Why global capital is rotating from gold to AI infrastructure amid the 2026 energy shock
23 June 2026 • 3 min read
A barrel of crude oil carries a heavier geopolitical premium today than it has in a decade. The ongoing conflict involving Iran has choked global energy supply routes, cementing sticky inflation across Western economies. This reality has forced Federal Reserve Chairman Kevin Warsh to maintain punishingly high interest rates well into the summer of 2026. Markets are facing a macro paradox. In previous decades, a synchronized energy shock and a geopolitical crisis would trigger a massive rotation into traditional safe havens. Today, capital is abandoning physical metals for server racks and computation.

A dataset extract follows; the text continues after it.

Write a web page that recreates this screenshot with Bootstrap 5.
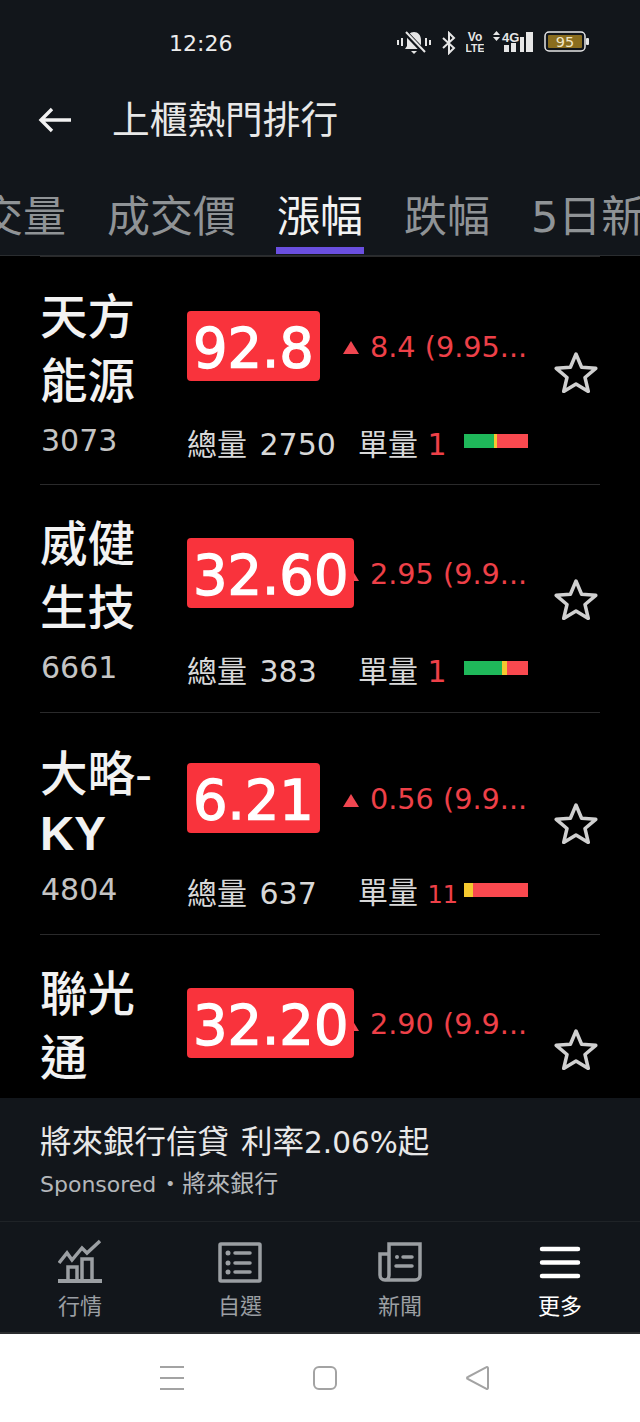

Gold bugs are nursing unexpected losses as the summer begins. The precious metal sits near the $4,200 range. This represents a severe correction from recent momentum, defying JPMorgan's long-term target of $6,000 per ounce. The culprit is the bond market. The Warsh-led Fed has pushed US 10-year real yields to levels that make holding zero-yield assets fundamentally painful.
Institutional investors are liquidating gold exchange-traded funds at a historic pace. The math is simple. When risk-free assets offer substantial real returns, the opportunity cost of holding gold becomes too heavy for portfolio managers to justify. Capital is bleeding out of physical vaults and seeking a destination that can simultaneously outpace inflation and offer structural growth.
The liquidity fleeing the precious metals market is finding a home in artificial intelligence infrastructure. Tech equities are absorbing billions in excess capital every week. Wall Street banks are now projecting the S&P 500 to hit 8,300 by year-end, driven almost entirely by the relentless buildout of computation facilities.
Sovereign wealth funds and institutional investors are treating computing power as the ultimate store of value. They are acquiring stakes in the physical hardware, the localized energy grids required to power them, and the specialized real estate that houses them. Computation yields tangible economic output. It offers a dynamic inflation hedge that physical commodities simply cannot match in a high-rate environment. In a world starved for energy, the ability to convert electricity into high-margin artificial intelligence processing is the most lucrative arbitrage available to global capital.
Simultaneously, the global regulatory environment is splitting along regional lines. The European Central Bank is aggressively pushing its retail digital euro to the public. European policymakers view this central bank digital currency as a necessary step to secure monetary sovereignty before the sweeping EU AI Act goes into full enforcement this August. They want absolute control over how automated agents and citizens transact within their borders.
Across the Atlantic, the United States and the United Kingdom are taking a starkly different route. Both nations have effectively stalled their own digital currency projects. They are allowing private crypto markets and stablecoins to dictate capital flows and technological adoption. Washington and London are betting that less regulatory friction will attract the next wave of global infrastructure investment. Investors are already voting with their capital, choosing the regions where computation and private capital can operate without the heavy hand of a central bank digital currency monitoring every transaction.